3. Ld. Advocate for the appellants submits that there is no allegation of suppression or any other element of Section 11AC and the extended period in the show cause notice dt. 19.11.2008 for the period 10.01.2005 to 31.01.2007. Hence, the entire demand of interest is barred by time. He also drew attention to the order of both the lower authorities contending that they have not upheld the Section 11AC and imposed penalty of only Rs. 1,00,000/- and not the equivalent penalty. He stressed that the adjudicating authority had taken a lenient view and the same implies that the elements of mandatory penalty were not present and hence extended period could not be applied. He further contended that had they reversed proportionate Cenvat Credit, the reversal would have been much less. He also stated that they were maintaining the separate accounts for supply of steam from which the furnace oil consumption for each factory could be worked out and this fact was in the knowledge of the Department, which is evident from the Departments comments at Page 125 to 127 of the Paper Book. Ld. Advocate also pointed out that the Ld. Commissioner (Appeals) had relied upon the judgment of Hindustan Insecticides Ltd. Vs. CCE (supra) which had been set aside by the Hon'ble Delhi High Court in the case of Hindustan insecticides Ltd. Vs. CCE (2013 (297) ELT 332 (Del.) He relied upon the following case laws:-
1. CCE Vs. VAE VKN Industries Pvt. Ltd. -2015 (322) ELT 269 (P&H).

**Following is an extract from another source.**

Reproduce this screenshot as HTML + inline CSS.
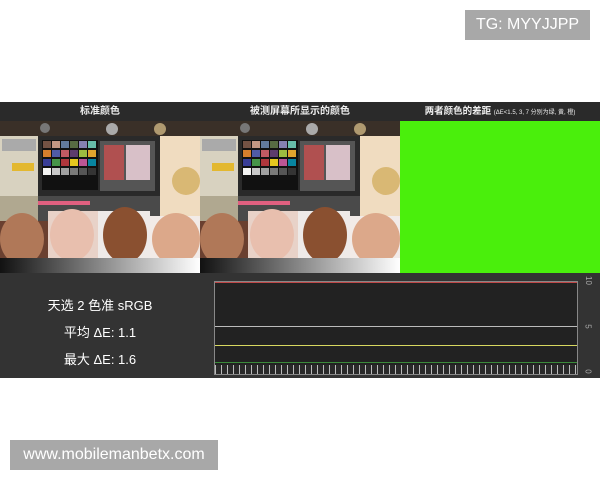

2. Kwality Ice Cream Company Vs. UOI 2012 (281) ELT 507 (Del.).
3. Jai Bharat Maruti Ltd. Vs. CCE 2014 (307) ELT 282 (P&H).
4. Hindustan insecticides Ltd. Vs. CCE 2013 (297) ELT 332 (Del.).
4. Ld. AR stated that though the suppression and extended period were not mentioned in show cause notice, nevertheless, the incorrect availment of Cenvat Credit was noticed during the course of audit. He stated that the reversal of the Cenvat Credit was not done voluntarily but was done at the behest of the audit. He relied upon the following judgments:-
1. Mahindra & Mahindra Ltd. Vs. CCE, Nashik 2016 (343) ELT 57.
2. Commissioner of Trade Tax, Lucknow Vs. Kanhai Ram Thekedar 2005 (185) ELT 3 (SC)
3. Bisleri International Vs. CCE, Chennai 2009 (241) ELT 556 (Tri. Chennai).
5. Heard the parties and examined the records.
6. In the present proceedings, the show cause notice dated 19.11.2008 is for demand of interest amounting to Rs.14,10,883/- and penalty under Rule 15 CCR, 2004 read with Section 11AC of the Act. The interest is being demanded on incorrectly availed Cenvat credit of Rs.1,40,75,259/- for non maintenance of separate accounts during the period 10.1.2005 to 31.1.2007 and non reversal of credit of Rs.1,85,611/- on opting for exemption. I find that the reversal of the credit was not done voluntarily but it was done after it was detected and pointed out by the audit.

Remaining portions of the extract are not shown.